Summer camps lose attraction due to hot weather

Islamabad - With the advent of summer vacations, different educational institutions and organisations in federal capital have started arranging summer camps for the students to help them engage in studies, stimulating their creativity.
However, summer camps turn to be annoying for most of the students amid scorching heat of summer. Afzal Khan, a father of a school going boy said children dream of playing games, watching cartoons and spending quality time with their relatives and friends during the summer vacations. The summer holidays carry no meaning for them when all of sudden they are asked to attend the summer camps, he said.
Murad Ali, a student, responded about such camps in this way, “We wonder why summer vacations are announced when we have to trudge through summer camps with all textbooks to write, memorise and do all the burdensome math exercises and quirky science questions.”
“Holidays are holidays and what satisfaction we will feel when we are told repeatedly that summer camps are for our own good as practice makes a man perfect and the effort will result in good marks in examinations,” he added.

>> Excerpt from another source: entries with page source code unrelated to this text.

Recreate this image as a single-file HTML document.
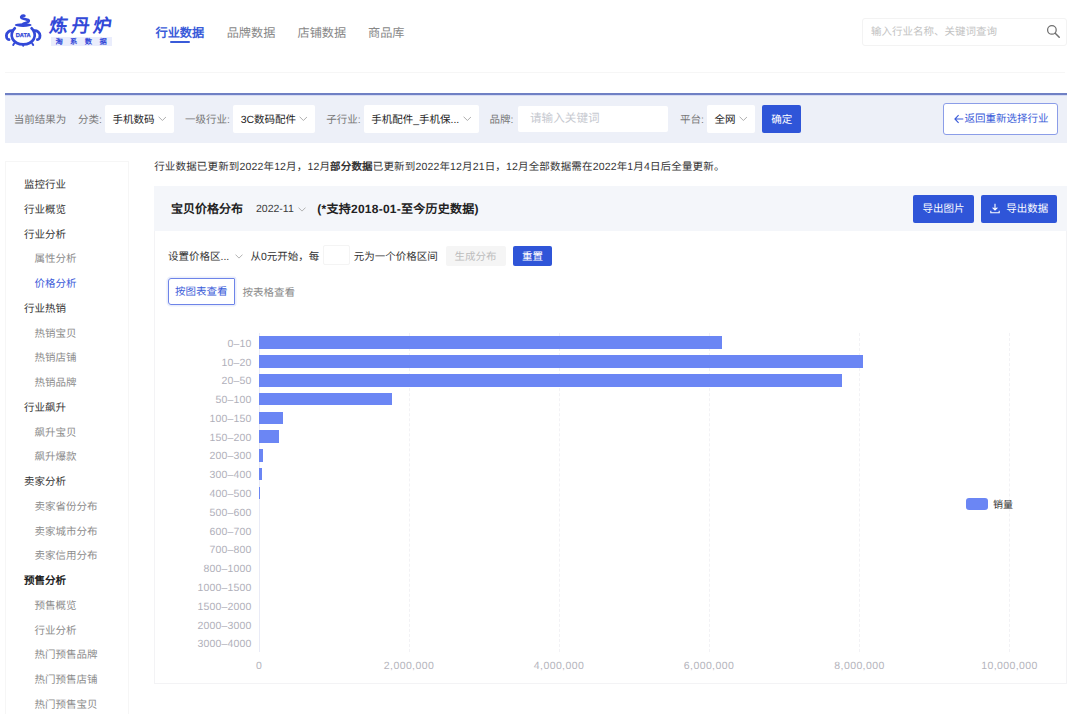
<!DOCTYPE html>
<html lang="zh-CN">
<head>
<meta charset="utf-8">
<title>炼丹炉 - 行业数据</title>
<style>
*{box-sizing:border-box;margin:0;padding:0}
html,body{width:1080px;height:714px;overflow:hidden;background:#fff}
body{position:relative;font-family:"Liberation Sans",sans-serif;font-size:10.5px;color:#333;-webkit-font-smoothing:antialiased;text-rendering:geometricPrecision}
.abs{position:absolute;white-space:nowrap}
.t{position:absolute;white-space:nowrap;line-height:14px;height:14px}
/* header */
.nav{top:24.5px;font-size:12.200px;line-height:16px;height:16px;color:#888}
.nav.on{color:#3a5bd9;font-weight:bold}
.navline{left:170px;top:41.300px;width:20px;height:2px;background:#3a5bd9;border-radius:1px}
.search{left:862px;top:18px;width:205px;height:27.5px;border:1px solid #f3f3f3;border-radius:3px;background:#fff}
.hline{left:5px;top:72px;width:1060px;height:1px;background:#f6f6f6}
/* filter bar */
.fbar{left:5px;top:93px;width:1062px;height:49.5px;background:#edf0f8}
.fline{left:5px;top:93px;width:1062px;height:2px;background:#6f80c4}
.fline2{left:5px;top:95px;width:1062px;height:1px;background:#d5dbf3}
.flabel{top:112.5px;color:#777}
.sel{top:104.5px;height:28.5px;background:#fff;border-radius:2px}
.sel span{position:absolute;left:7.5px;top:8px;line-height:14px;color:#222;white-space:nowrap}
.chev{position:absolute;top:11.5px;width:8.800px;height:5.5px}
.btn{background:#2f55d8;color:#fff;border-radius:2px;text-align:center}
/* sidebar */
.side{left:5px;top:160.5px;width:123.5px;height:560px;border:1px solid #f6f6f6;border-bottom:none;background:#fff}
.m1{left:24px;color:#333}
.m2{left:34.5px;color:#8c8c8c}
/* panel */
.panel{left:154px;top:186px;width:912.5px;height:497.5px;border:1px solid #f3f3f5;background:#fff}
.phead{left:154px;top:186px;width:912.5px;height:45px;background:#f4f6fa}
.ylab{right:828.5px;text-align:right;color:#b0b0ba;letter-spacing:.15px;font-size:10.5px}
.xlab{top:659px;color:#b4b4bc;letter-spacing:.4px;font-size:10.5px;transform:translateX(-50%)}
.bar{left:259px;height:12.6px;background:#6b86f4}
.grid{top:333px;width:0;height:319px;border-left:1px dashed #f2f2f5}
</style>
</head>
<body>

<!-- ===== logo ===== -->
<svg class="abs" style="left:0;top:10px" width="60" height="40" viewBox="0 10 60 40">
  <g fill="none" stroke="#3349d8" stroke-linecap="round" stroke-linejoin="round">
    <path d="M24.4 15.7C21.6 15.3 19.9 17.300 22.4 18.300C25.400 19.5 29.700 19.400 28.700 21.400C28 22.700 25.600 23 23.400 23.700" stroke-width="2.600"/>
    <path d="M14.800 28.300C11.800 31 10.600 35.5 12.600 39C14.600 42.600 18.5 44.400 23.200 44.400C27.900 44.400 31.800 42.600 33.800 39C35.800 35.5 34.600 31 31.600 28.300" stroke-width="2.700"/>
    <path d="M12.400 30.700C9.400 30.300 6.400 32.400 6.400 35.600C6.400 38 7.600 39.700 9 39.700" stroke-width="2.800"/>
    <path d="M34 30.700C37 30.300 40 32.400 40 35.600C40 38 38.800 39.700 37.400 39.700" stroke-width="2.800"/>
    <path d="M14.300 43.300L13.200 45M32.100 43.300L33.200 45M23.200 44.600L23.200 45.700" stroke-width="2"/>
  </g>
  <ellipse cx="23.200" cy="25.100" rx="8.400" ry="1.800" fill="#3349d8"/>
  <text x="23.200" y="37.300" text-anchor="middle" font-family="Liberation Sans,sans-serif" font-weight="bold" font-size="5.700" fill="#3349d8" stroke="#3349d8" stroke-width=".25">DATA</text>
</svg>
<div class="abs" style="left:47.5px;top:13.5px;font-size:18.200px;line-height:24px;font-weight:bold;color:#3349d8;letter-spacing:3.700px;transform:skewX(-8deg);transform-origin:0 100%">炼丹炉</div>
<div class="abs" style="left:51px;top:36.700px;width:61px;height:9.800px;background:#eaedfc"></div>
<div class="abs" style="left:55.400px;top:36.700px;font-size:7.300px;line-height:9.800px;font-weight:bold;color:#3349d8;letter-spacing:7.400px">淘系数据</div>

<!-- ===== nav ===== -->
<div class="t nav on" style="left:155.5px">行业数据</div>
<div class="abs navline"></div>
<div class="t nav" style="left:226.700px">品牌数据</div>
<div class="t nav" style="left:297.5px">店铺数据</div>
<div class="t nav" style="left:368px">商品库</div>

<!-- search -->
<div class="abs search"></div>
<div class="t" style="left:871px;top:25.300px;color:#c3c3c3">输入行业名称、关键词查询</div>
<svg class="abs" style="left:1046px;top:24px" width="15" height="15" viewBox="0 0 15 15"><circle cx="5.900" cy="5.900" r="4.300" fill="none" stroke="#707070" stroke-width="1.250"/><path d="M9.200 9.200l4 4" stroke="#707070" stroke-width="1.500" stroke-linecap="round"/></svg>
<div class="abs hline"></div>

<!-- ===== filter bar ===== -->
<div class="abs fbar"></div><div class="abs fline"></div><div class="abs fline2"></div>
<div class="t flabel" style="left:13.800px">当前结果为</div>
<div class="t flabel" style="left:78px">分类:</div>
<div class="abs sel" style="left:105px;width:69px"><span>手机数码</span><svg class="chev" style="left:52.5px" viewBox="0 0 8 5"><path d="M.5.600l3.500 3.500L7.500.600" fill="none" stroke="#adadad" stroke-width=".9"/></svg></div>
<div class="t flabel" style="left:185px">一级行业:</div>
<div class="abs sel" style="left:233.200px;width:82px"><span>3C数码配件</span><svg class="chev" style="left:65.5px" viewBox="0 0 8 5"><path d="M.5.600l3.500 3.500L7.500.600" fill="none" stroke="#adadad" stroke-width=".9"/></svg></div>
<div class="t flabel" style="left:326.200px">子行业:</div>
<div class="abs sel" style="left:363.700px;width:115px"><span>手机配件_手机保...</span><svg class="chev" style="left:99px" viewBox="0 0 8 5"><path d="M.5.600l3.500 3.500L7.500.600" fill="none" stroke="#adadad" stroke-width=".9"/></svg></div>
<div class="t flabel" style="left:489.5px">品牌:</div>
<div class="abs" style="left:518px;top:105.5px;width:150px;height:26.5px;background:#fff;border-radius:2px"></div>
<div class="t" style="left:530px;top:110.5px;font-size:11.600px;line-height:16px;height:16px;color:#c6c9d0">请输入关键词</div>
<div class="t flabel" style="left:680px">平台:</div>
<div class="abs sel" style="left:707px;width:47.5px"><span>全网</span><svg class="chev" style="left:31.700px" viewBox="0 0 8 5"><path d="M.5.600l3.500 3.500L7.500.600" fill="none" stroke="#adadad" stroke-width=".9"/></svg></div>
<div class="abs btn" style="left:762px;top:104.5px;width:39.300px;height:28.5px;line-height:30px">确定</div>
<div class="abs" style="left:943px;top:103px;width:115px;height:31.5px;border:1px solid #8b9de8;border-radius:3px;background:#fff;color:#3a5bd9;line-height:30.5px;text-align:left;padding-left:20.5px">返回重新选择行业</div>
<svg class="abs" style="left:953.5px;top:113.5px" width="10" height="10" viewBox="0 0 10 10"><path d="M9.300 5H1M4.600 1.200L.9 5l3.700 3.800" fill="none" stroke="#3a5bd9" stroke-width="1.100"/></svg>

<!-- ===== sidebar ===== -->
<div class="abs side"></div>
<div class="t m1" style="top:178px">监控行业</div>
<div class="t m1" style="top:202.700px">行业概览</div>
<div class="t m1" style="top:227.5px">行业分析</div>
<div class="t m2" style="top:252.200px">属性分析</div>
<div class="t m2" style="top:277px;color:#3a5bd9">价格分析</div>
<div class="t m1" style="top:301.700px">行业热销</div>
<div class="t m2" style="top:326.5px">热销宝贝</div>
<div class="t m2" style="top:351.200px">热销店铺</div>
<div class="t m2" style="top:376px">热销品牌</div>
<div class="t m1" style="top:400.700px">行业飙升</div>
<div class="t m2" style="top:425.5px">飙升宝贝</div>
<div class="t m2" style="top:450.200px">飙升爆款</div>
<div class="t m1" style="top:475px">卖家分析</div>
<div class="t m2" style="top:499.700px">卖家省份分布</div>
<div class="t m2" style="top:524.5px">卖家城市分布</div>
<div class="t m2" style="top:549.200px">卖家信用分布</div>
<div class="t m1" style="top:574px;font-weight:bold;color:#222">预售分析</div>
<div class="t m2" style="top:598.700px">预售概览</div>
<div class="t m2" style="top:623.5px">行业分析</div>
<div class="t m2" style="top:648.200px">热门预售品牌</div>
<div class="t m2" style="top:673px">热门预售店铺</div>
<div class="t m2" style="top:697.700px">热门预售宝贝</div>

<!-- ===== notice ===== -->
<div class="t" style="left:154.200px;top:159.600px;color:#333;letter-spacing:.16px">行业数据已更新到2022年12月，12月<b>部分数据</b>已更新到2022年12月21日，12月全部数据需在2022年1月4日后全量更新。</div>

<!-- ===== panel ===== -->
<div class="abs panel"></div>
<div class="abs phead"></div>
<div class="t" style="left:171px;top:200.5px;font-size:12px;line-height:16px;height:16px;font-weight:bold;color:#222">宝贝价格分布</div>
<div class="t" style="left:256px;top:201.5px;color:#3a3a3a;font-size:10.5px">2022-11</div>
<svg class="abs" style="left:297.5px;top:206.5px" width="8" height="5" viewBox="0 0 8 5"><path d="M.5.600l3.500 3.500L7.500.600" fill="none" stroke="#aaa" stroke-width=".9"/></svg>
<div class="t" style="left:317.300px;top:200.5px;font-size:12px;line-height:16px;height:16px;font-weight:bold;color:#222;letter-spacing:.25px">(*支持2018-01-至今历史数据)</div>
<div class="abs btn" style="left:913.200px;top:195px;width:60.5px;height:27.5px;line-height:29.5px">导出图片</div>
<div class="abs btn" style="left:980.800px;top:195px;width:76.300px;height:27.5px;line-height:29.5px;text-align:left;padding-left:25.5px">导出数据</div>
<svg class="abs" style="left:990px;top:203px" width="10" height="11" viewBox="0 0 10 11"><path d="M5 .8v6M2.600 4.700L5 7l2.400-2.300M.8 7.800v1.900h8.400V7.800" fill="none" stroke="#fff" stroke-width="1.100"/></svg>

<!-- controls -->
<div class="t" style="left:168px;top:250px;color:#333">设置价格区...</div>
<svg class="abs" style="left:234.5px;top:254px" width="8" height="5" viewBox="0 0 8 5"><path d="M.5.600l3.500 3.500L7.500.600" fill="none" stroke="#aaa" stroke-width=".9"/></svg>
<div class="t" style="left:250.5px;top:250px;color:#333">从0元开始，每</div>
<div class="abs" style="left:323px;top:245px;width:26.5px;height:19.5px;border:1px solid #f4f4f4;border-radius:2px"></div>
<div class="t" style="left:353.700px;top:250px;color:#333">元为一个价格区间</div>
<div class="abs" style="left:445.5px;top:245.5px;width:60px;height:20.5px;line-height:22px;background:#f5f5f5;color:#bdbdbd;border-radius:2px;text-align:center">生成分布</div>
<div class="abs btn" style="left:513px;top:245.5px;width:39px;height:20.5px;line-height:22px;font-weight:500">重置</div>

<div class="abs" style="left:167.5px;top:277.5px;width:67.5px;height:27.5px;border:1px solid #6e84e8;border-radius:3px 1px 1px 3px;color:#3a5bd9;line-height:27.5px;text-align:center;box-shadow:0 0 0 1.5px rgba(47,85,216,.10)">按图表查看</div>
<div class="t" style="left:242.5px;top:285.800px;color:#888">按表格查看</div>

<!-- ===== chart ===== -->
<div id="chart">
<div class="abs grid" style="left:408.5px"></div>
<div class="abs grid" style="left:558.5px"></div>
<div class="abs grid" style="left:708.5px"></div>
<div class="abs grid" style="left:859.0px"></div>
<div class="abs grid" style="left:1009.0px"></div>
<div class="abs" style="left:258.5px;top:333px;width:1px;height:319px;background:#e9ebf6"></div>
<div class="abs bar" style="top:336.4px;width:463.0px"></div>
<div class="t ylab" style="top:336.7px">0–10</div>
<div class="abs bar" style="top:355.2px;width:604.0px"></div>
<div class="t ylab" style="top:355.5px">10–20</div>
<div class="abs bar" style="top:374.0px;width:583.3px"></div>
<div class="t ylab" style="top:374.3px">20–50</div>
<div class="abs bar" style="top:392.8px;width:133.3px"></div>
<div class="t ylab" style="top:393.1px">50–100</div>
<div class="abs bar" style="top:411.6px;width:24.4px"></div>
<div class="t ylab" style="top:411.9px">100–150</div>
<div class="abs bar" style="top:430.3px;width:19.6px"></div>
<div class="t ylab" style="top:430.6px">150–200</div>
<div class="abs bar" style="top:449.1px;width:4.2px"></div>
<div class="t ylab" style="top:449.4px">200–300</div>
<div class="abs bar" style="top:467.9px;width:3.2px"></div>
<div class="t ylab" style="top:468.2px">300–400</div>
<div class="abs bar" style="top:486.7px;width:1.4px"></div>
<div class="t ylab" style="top:487.0px">400–500</div>
<div class="t ylab" style="top:505.8px">500–600</div>
<div class="t ylab" style="top:524.6px">600–700</div>
<div class="t ylab" style="top:543.4px">700–800</div>
<div class="t ylab" style="top:562.2px">800–1000</div>
<div class="t ylab" style="top:581.0px">1000–1500</div>
<div class="t ylab" style="top:599.8px">1500–2000</div>
<div class="t ylab" style="top:618.5px">2000–3000</div>
<div class="t ylab" style="top:637.3px">3000–4000</div>
<div class="t xlab" style="left:259px">0</div>
<div class="t xlab" style="left:409px">2,000,000</div>
<div class="t xlab" style="left:559px">4,000,000</div>
<div class="t xlab" style="left:709px">6,000,000</div>
<div class="t xlab" style="left:859.5px">8,000,000</div>
<div class="t xlab" style="left:1009.5px">10,000,000</div>
<div class="abs" style="left:966px;top:498px;width:21.5px;height:12px;border-radius:3px;background:#6b86f4"></div>
<div class="t" style="left:993px;top:498.600px;font-size:10px;color:#333">销量</div>
</div>

</body>
</html>
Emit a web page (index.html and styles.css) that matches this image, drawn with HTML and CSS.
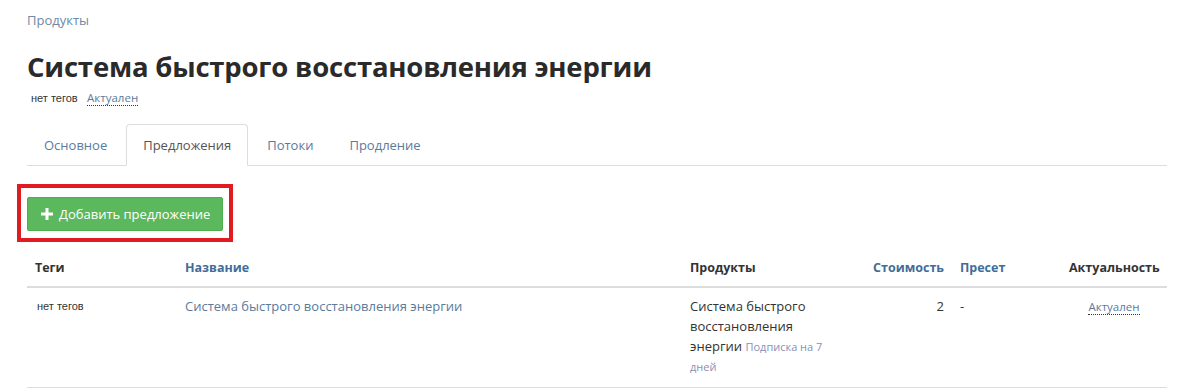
FILE: index.html
```html
<!DOCTYPE html>
<html lang="ru">
<head>
    <meta charset="UTF-8">
    <meta name="viewport" content="width=device-width, initial-scale=1.0">
    <title>Система быстрого восстановления энергии</title>
    <link rel="stylesheet" href="styles.css">
</head>
<body>
    <div class="page">
        <div class="breadcrumb"><a href="#">Продукты</a></div>

        <h1>Система быстрого восстановления энергии</h1>
        <div class="meta">
            <span class="tags">нет тегов</span>
            <a href="#" class="status">Актуален</a>
        </div>

        <ul class="tabs">
            <li><a href="#">Основное</a></li>
            <li class="active"><a href="#">Предложения</a></li>
            <li><a href="#">Потоки</a></li>
            <li><a href="#">Продление</a></li>
        </ul>

        <div class="highlight">
            <button class="btn-add">
                <svg class="plus" width="12" height="12" viewBox="0 0 12 12">
                    <path d="M4.5 0h3v4.5H12v3H7.5V12h-3V7.5H0v-3h4.5z" fill="#fff"/>
                </svg>
                Добавить предложение
            </button>
        </div>

        <table class="offers">
            <colgroup>
                <col style="width: 150px">
                <col style="width: 505px">
                <col style="width: 165px">
                <col style="width: 105px">
                <col style="width: 109px">
                <col style="width: 106px">
            </colgroup>
            <thead>
                <tr>
                    <th>Теги</th>
                    <th><a href="#">Название</a></th>
                    <th>Продукты</th>
                    <th class="num"><a href="#">Стоимость</a></th>
                    <th><a href="#">Пресет</a></th>
                    <th class="right">Актуальность</th>
                </tr>
            </thead>
            <tbody>
                <tr>
                    <td class="tags">нет тегов</td>
                    <td><a href="#">Система быстрого восстановления энергии</a></td>
                    <td><span class="product">Система быстрого восстановления энергии</span> <span class="preset">Подписка на 7 дней</span></td>
                    <td class="num">2</td>
                    <td>-</td>
                    <td class="center"><a href="#" class="status">Актуален</a></td>
                </tr>
            </tbody>
        </table>
    </div>
</body>
</html>
```

FILE: styles.css
```css
:root {
    --text-color: #333;
    --link-color: #5b7b9c;
    --sort-color: #3f6d99;
    --border-color: #ddd;
    --green: #5cb85c;
    --marker: #e11b22;
}

* {
    box-sizing: border-box;
    margin: 0;
    padding: 0;
}

body {
    font-family: 'Open Sans', 'Noto Sans', sans-serif;
    color: var(--text-color);
    background: #fff;
    font-size: 13px;
}

a {
    color: var(--link-color);
    text-decoration: none;
}

.page {
    padding: 11px 17px 0 27px;
}

.breadcrumb {
    font-size: 13px;
    line-height: 18px;
}

.breadcrumb a {
    color: #6f8aa4;
}

h1 {
    margin-top: 21px;
    font-size: 27.5px;
    line-height: 34px;
    font-weight: 700;
    color: #2a2a2a;
    letter-spacing: -0.2px;
}

.meta {
    margin-top: 4px;
    line-height: 18px;
    padding-left: 4px;
}

.tags {
    font-family: 'Liberation Sans', Arial, sans-serif;
    font-size: 11px;
    color: #333;
}

.meta .tags {
    margin-right: 6px;
}

.status {
    font-size: 11.5px;
    border-bottom: 1px dotted #333;
}

.tabs {
    list-style: none;
    display: flex;
    margin-top: 17px;
    border-bottom: 1px solid var(--border-color);
}

.tabs li {
    margin-right: 2px;
    margin-bottom: -1px;
}

.tabs a {
    display: block;
    padding: 10px 16px;
    font-size: 13px;
    line-height: 20px;
    border: 1px solid transparent;
    border-radius: 4px 4px 0 0;
}

.tabs .active a {
    color: #555;
    border-color: var(--border-color);
    border-bottom-color: #fff;
    background: #fff;
}

.highlight {
    display: inline-block;
    margin-top: 18px;
    margin-left: -10px;
    padding: 9px 6px 7px;
    border: 4px solid var(--marker);
}

.btn-add {
    display: flex;
    align-items: center;
    height: 34px;
    padding: 0 12px 0 13px;
    background: var(--green);
    border: 1px solid #4cae4c;
    border-radius: 2px;
    color: #fff;
    font-family: inherit;
    font-size: 13px;
}

.plus {
    margin-right: 6px;
}

.offers {
    width: 1140px;
    margin-top: 8px;
    border-collapse: collapse;
    table-layout: fixed;
}

.offers th,
.offers td {
    padding: 8px;
    line-height: 20px;
    text-align: left;
    vertical-align: top;
}

.offers th {
    font-weight: 700;
    font-size: 12.5px;
    border-bottom: 2px solid var(--border-color);
}

.offers th a {
    color: var(--sort-color);
}

.offers td {
    border-bottom: 1px solid var(--border-color);
    padding-bottom: 11px;
}

.offers .num {
    text-align: right;
}

.offers .right {
    text-align: right;
}

.offers .center {
    text-align: center;
}

.offers td.tags {
    padding-left: 10px;
}

.preset {
    font-size: 11px;
    line-height: 14px;
    color: #8b8fb6;
}
```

Sun burns hot in the months of June, July and August and for students it is difficult to continue their studies in unbearably sultry rooms and travel in high temperatures. However, some private schools have come up with the idea of arranging online classes to keep the students abreast with their studies while staying in the safe environment of their homes. Some think holding classes in summer camps help students retain the knowledge gained in the previous months while others are against this idea.
According to the critics, summer camps are a kind of over schooling and they believe that children need two or three months of holidays to relax. During this time, students also keep themselves away from problems they used to face in schools where they often have to bear punishment given by the teachers, and stress while making efforts to come up to the expectations of others in studies and examinations.
A portion of students wants to spend vacations on their own but schools have different plans.
Shaista Hameed, a private school teacher, said the camps are organised with very specific activities in mind. These are mandatory for students, who had to appear in board examinations of fifth, eighth and matric classes, she added.
Most parents approve such camps but many have reservations about these camps for little children at Montessori level or early stages of schooling, she added.